» Work to do: Transcribe all of the material exactly. Any picture in it should be left out.

» Material provided:
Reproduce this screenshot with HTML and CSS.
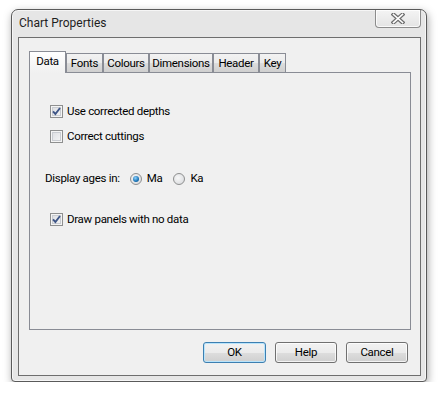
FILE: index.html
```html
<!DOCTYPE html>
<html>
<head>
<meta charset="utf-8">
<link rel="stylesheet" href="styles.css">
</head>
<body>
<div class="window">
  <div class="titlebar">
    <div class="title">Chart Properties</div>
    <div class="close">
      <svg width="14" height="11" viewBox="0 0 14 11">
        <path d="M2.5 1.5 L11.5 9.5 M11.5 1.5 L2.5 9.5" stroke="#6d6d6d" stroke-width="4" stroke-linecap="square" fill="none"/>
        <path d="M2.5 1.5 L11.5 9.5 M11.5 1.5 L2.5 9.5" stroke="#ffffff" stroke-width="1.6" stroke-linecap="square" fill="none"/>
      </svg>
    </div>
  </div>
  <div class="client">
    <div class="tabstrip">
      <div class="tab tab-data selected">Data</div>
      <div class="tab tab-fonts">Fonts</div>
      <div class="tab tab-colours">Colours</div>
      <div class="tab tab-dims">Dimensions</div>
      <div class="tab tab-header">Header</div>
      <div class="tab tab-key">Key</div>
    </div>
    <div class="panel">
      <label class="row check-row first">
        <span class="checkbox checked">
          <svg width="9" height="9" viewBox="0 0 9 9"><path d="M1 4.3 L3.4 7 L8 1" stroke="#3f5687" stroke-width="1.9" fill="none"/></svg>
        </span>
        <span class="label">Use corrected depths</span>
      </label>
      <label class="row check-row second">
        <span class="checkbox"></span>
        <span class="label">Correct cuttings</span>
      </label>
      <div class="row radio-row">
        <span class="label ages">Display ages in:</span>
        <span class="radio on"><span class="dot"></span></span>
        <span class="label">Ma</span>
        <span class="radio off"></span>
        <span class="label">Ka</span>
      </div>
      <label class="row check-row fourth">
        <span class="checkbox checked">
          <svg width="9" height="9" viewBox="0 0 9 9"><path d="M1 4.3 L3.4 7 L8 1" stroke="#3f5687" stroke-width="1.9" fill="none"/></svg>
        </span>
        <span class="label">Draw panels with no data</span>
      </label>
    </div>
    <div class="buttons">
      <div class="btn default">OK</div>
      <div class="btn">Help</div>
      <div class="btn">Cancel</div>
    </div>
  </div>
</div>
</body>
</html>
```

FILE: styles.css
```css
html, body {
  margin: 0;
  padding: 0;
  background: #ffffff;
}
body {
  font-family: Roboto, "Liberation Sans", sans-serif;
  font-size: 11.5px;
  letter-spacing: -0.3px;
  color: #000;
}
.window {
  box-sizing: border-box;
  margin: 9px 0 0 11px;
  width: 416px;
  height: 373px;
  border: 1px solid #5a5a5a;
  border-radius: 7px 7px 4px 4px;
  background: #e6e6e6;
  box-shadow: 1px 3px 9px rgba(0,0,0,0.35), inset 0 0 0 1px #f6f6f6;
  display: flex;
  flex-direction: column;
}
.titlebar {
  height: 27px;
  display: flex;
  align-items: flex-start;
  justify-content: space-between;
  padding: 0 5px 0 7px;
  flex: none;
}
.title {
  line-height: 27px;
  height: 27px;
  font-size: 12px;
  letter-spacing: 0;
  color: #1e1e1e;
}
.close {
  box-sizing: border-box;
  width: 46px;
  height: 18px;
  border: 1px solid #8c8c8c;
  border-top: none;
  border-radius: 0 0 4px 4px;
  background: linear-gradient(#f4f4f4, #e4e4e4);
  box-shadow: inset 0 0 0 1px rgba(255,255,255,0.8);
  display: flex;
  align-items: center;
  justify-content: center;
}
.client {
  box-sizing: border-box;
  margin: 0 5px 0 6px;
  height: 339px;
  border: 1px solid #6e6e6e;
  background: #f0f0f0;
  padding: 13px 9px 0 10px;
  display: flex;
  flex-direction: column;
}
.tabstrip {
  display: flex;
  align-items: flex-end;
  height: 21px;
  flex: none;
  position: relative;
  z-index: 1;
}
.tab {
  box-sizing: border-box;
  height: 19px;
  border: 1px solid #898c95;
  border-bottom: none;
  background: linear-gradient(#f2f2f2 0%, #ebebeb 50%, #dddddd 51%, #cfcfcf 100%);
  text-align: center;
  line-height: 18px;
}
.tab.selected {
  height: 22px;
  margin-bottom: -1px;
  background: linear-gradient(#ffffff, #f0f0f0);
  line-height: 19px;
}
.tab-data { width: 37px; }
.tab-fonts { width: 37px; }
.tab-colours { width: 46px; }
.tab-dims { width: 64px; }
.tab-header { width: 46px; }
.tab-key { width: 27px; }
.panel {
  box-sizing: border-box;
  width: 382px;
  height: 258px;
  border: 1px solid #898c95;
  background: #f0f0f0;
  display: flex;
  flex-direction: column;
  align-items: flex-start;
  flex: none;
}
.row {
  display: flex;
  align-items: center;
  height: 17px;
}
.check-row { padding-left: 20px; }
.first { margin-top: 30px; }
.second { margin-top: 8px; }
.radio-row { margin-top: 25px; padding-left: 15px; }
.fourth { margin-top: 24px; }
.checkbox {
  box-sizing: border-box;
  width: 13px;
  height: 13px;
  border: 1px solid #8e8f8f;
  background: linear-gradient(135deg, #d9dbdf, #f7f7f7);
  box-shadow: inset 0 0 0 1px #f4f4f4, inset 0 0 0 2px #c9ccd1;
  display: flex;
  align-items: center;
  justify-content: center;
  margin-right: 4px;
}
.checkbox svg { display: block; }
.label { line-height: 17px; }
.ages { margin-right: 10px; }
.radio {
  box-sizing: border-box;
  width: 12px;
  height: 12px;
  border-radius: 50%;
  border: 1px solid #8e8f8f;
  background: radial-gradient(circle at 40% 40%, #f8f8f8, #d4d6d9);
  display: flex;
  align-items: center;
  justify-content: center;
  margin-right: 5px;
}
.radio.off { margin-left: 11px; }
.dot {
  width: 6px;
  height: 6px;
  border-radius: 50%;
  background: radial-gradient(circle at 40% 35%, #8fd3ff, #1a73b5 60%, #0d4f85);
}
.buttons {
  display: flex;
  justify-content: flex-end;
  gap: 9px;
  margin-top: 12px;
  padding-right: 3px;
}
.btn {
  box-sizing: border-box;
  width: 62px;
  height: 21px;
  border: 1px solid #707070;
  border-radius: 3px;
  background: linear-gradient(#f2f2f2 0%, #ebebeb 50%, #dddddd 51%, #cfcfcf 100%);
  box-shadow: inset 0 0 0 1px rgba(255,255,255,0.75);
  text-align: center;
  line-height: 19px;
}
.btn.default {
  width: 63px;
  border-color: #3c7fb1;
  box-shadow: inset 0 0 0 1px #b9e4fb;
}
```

» Solution to this problem:
Reproduce this screenshot with HTML and CSS.
FILE: index.html
```html
<!DOCTYPE html>
<html>
<head>
<meta charset="utf-8">
<link rel="stylesheet" href="styles.css">
</head>
<body>
<div class="window">
  <div class="titlebar">
    <div class="title">Chart Properties</div>
    <div class="close">
      <svg width="14" height="11" viewBox="0 0 14 11">
        <path d="M2.5 1.5 L11.5 9.5 M11.5 1.5 L2.5 9.5" stroke="#6d6d6d" stroke-width="4" stroke-linecap="square" fill="none"/>
        <path d="M2.5 1.5 L11.5 9.5 M11.5 1.5 L2.5 9.5" stroke="#ffffff" stroke-width="1.6" stroke-linecap="square" fill="none"/>
      </svg>
    </div>
  </div>
  <div class="client">
    <div class="tabstrip">
      <div class="tab tab-data selected">Data</div>
      <div class="tab tab-fonts">Fonts</div>
      <div class="tab tab-colours">Colours</div>
      <div class="tab tab-dims">Dimensions</div>
      <div class="tab tab-header">Header</div>
      <div class="tab tab-key">Key</div>
    </div>
    <div class="panel">
      <label class="row check-row first">
        <span class="checkbox checked">
          <svg width="9" height="9" viewBox="0 0 9 9"><path d="M1 4.3 L3.4 7 L8 1" stroke="#3f5687" stroke-width="1.9" fill="none"/></svg>
        </span>
        <span class="label">Use corrected depths</span>
      </label>
      <label class="row check-row second">
        <span class="checkbox"></span>
        <span class="label">Correct cuttings</span>
      </label>
      <div class="row radio-row">
        <span class="label ages">Display ages in:</span>
        <span class="radio on"><span class="dot"></span></span>
        <span class="label">Ma</span>
        <span class="radio off"></span>
        <span class="label">Ka</span>
      </div>
      <label class="row check-row fourth">
        <span class="checkbox checked">
          <svg width="9" height="9" viewBox="0 0 9 9"><path d="M1 4.3 L3.4 7 L8 1" stroke="#3f5687" stroke-width="1.9" fill="none"/></svg>
        </span>
        <span class="label">Draw panels with no data</span>
      </label>
    </div>
    <div class="buttons">
      <div class="btn default">OK</div>
      <div class="btn">Help</div>
      <div class="btn">Cancel</div>
    </div>
  </div>
</div>
</body>
</html>
```

FILE: styles.css
```css
html, body {
  margin: 0;
  padding: 0;
  background: #ffffff;
}
body {
  font-family: Roboto, "Liberation Sans", sans-serif;
  font-size: 11.5px;
  letter-spacing: -0.3px;
  color: #000;
}
.window {
  box-sizing: border-box;
  margin: 9px 0 0 11px;
  width: 416px;
  height: 373px;
  border: 1px solid #5a5a5a;
  border-radius: 7px 7px 4px 4px;
  background: #e6e6e6;
  box-shadow: 1px 3px 9px rgba(0,0,0,0.35), inset 0 0 0 1px #f6f6f6;
  display: flex;
  flex-direction: column;
}
.titlebar {
  height: 27px;
  display: flex;
  align-items: flex-start;
  justify-content: space-between;
  padding: 0 5px 0 7px;
  flex: none;
}
.title {
  line-height: 27px;
  height: 27px;
  font-size: 12px;
  letter-spacing: 0;
  color: #1e1e1e;
}
.close {
  box-sizing: border-box;
  width: 46px;
  height: 18px;
  border: 1px solid #8c8c8c;
  border-top: none;
  border-radius: 0 0 4px 4px;
  background: linear-gradient(#f4f4f4, #e4e4e4);
  box-shadow: inset 0 0 0 1px rgba(255,255,255,0.8);
  display: flex;
  align-items: center;
  justify-content: center;
}
.client {
  box-sizing: border-box;
  margin: 0 5px 0 6px;
  height: 339px;
  border: 1px solid #6e6e6e;
  background: #f0f0f0;
  padding: 13px 9px 0 10px;
  display: flex;
  flex-direction: column;
}
.tabstrip {
  display: flex;
  align-items: flex-end;
  height: 21px;
  flex: none;
  position: relative;
  z-index: 1;
}
.tab {
  box-sizing: border-box;
  height: 19px;
  border: 1px solid #898c95;
  border-bottom: none;
  background: linear-gradient(#f2f2f2 0%, #ebebeb 50%, #dddddd 51%, #cfcfcf 100%);
  text-align: center;
  line-height: 18px;
}
.tab.selected {
  height: 22px;
  margin-bottom: -1px;
  background: linear-gradient(#ffffff, #f0f0f0);
  line-height: 19px;
}
.tab-data { width: 37px; }
.tab-fonts { width: 37px; }
.tab-colours { width: 46px; }
.tab-dims { width: 64px; }
.tab-header { width: 46px; }
.tab-key { width: 27px; }
.panel {
  box-sizing: border-box;
  width: 382px;
  height: 258px;
  border: 1px solid #898c95;
  background: #f0f0f0;
  display: flex;
  flex-direction: column;
  align-items: flex-start;
  flex: none;
}
.row {
  display: flex;
  align-items: center;
  height: 17px;
}
.check-row { padding-left: 20px; }
.first { margin-top: 30px; }
.second { margin-top: 8px; }
.radio-row { margin-top: 25px; padding-left: 15px; }
.fourth { margin-top: 24px; }
.checkbox {
  box-sizing: border-box;
  width: 13px;
  height: 13px;
  border: 1px solid #8e8f8f;
  background: linear-gradient(135deg, #d9dbdf, #f7f7f7);
  box-shadow: inset 0 0 0 1px #f4f4f4, inset 0 0 0 2px #c9ccd1;
  display: flex;
  align-items: center;
  justify-content: center;
  margin-right: 4px;
}
.checkbox svg { display: block; }
.label { line-height: 17px; }
.ages { margin-right: 10px; }
.radio {
  box-sizing: border-box;
  width: 12px;
  height: 12px;
  border-radius: 50%;
  border: 1px solid #8e8f8f;
  background: radial-gradient(circle at 40% 40%, #f8f8f8, #d4d6d9);
  display: flex;
  align-items: center;
  justify-content: center;
  margin-right: 5px;
}
.radio.off { margin-left: 11px; }
.dot {
  width: 6px;
  height: 6px;
  border-radius: 50%;
  background: radial-gradient(circle at 40% 35%, #8fd3ff, #1a73b5 60%, #0d4f85);
}
.buttons {
  display: flex;
  justify-content: flex-end;
  gap: 9px;
  margin-top: 12px;
  padding-right: 3px;
}
.btn {
  box-sizing: border-box;
  width: 62px;
  height: 21px;
  border: 1px solid #707070;
  border-radius: 3px;
  background: linear-gradient(#f2f2f2 0%, #ebebeb 50%, #dddddd 51%, #cfcfcf 100%);
  box-shadow: inset 0 0 0 1px rgba(255,255,255,0.75);
  text-align: center;
  line-height: 19px;
}
.btn.default {
  width: 63px;
  border-color: #3c7fb1;
  box-shadow: inset 0 0 0 1px #b9e4fb;
}
```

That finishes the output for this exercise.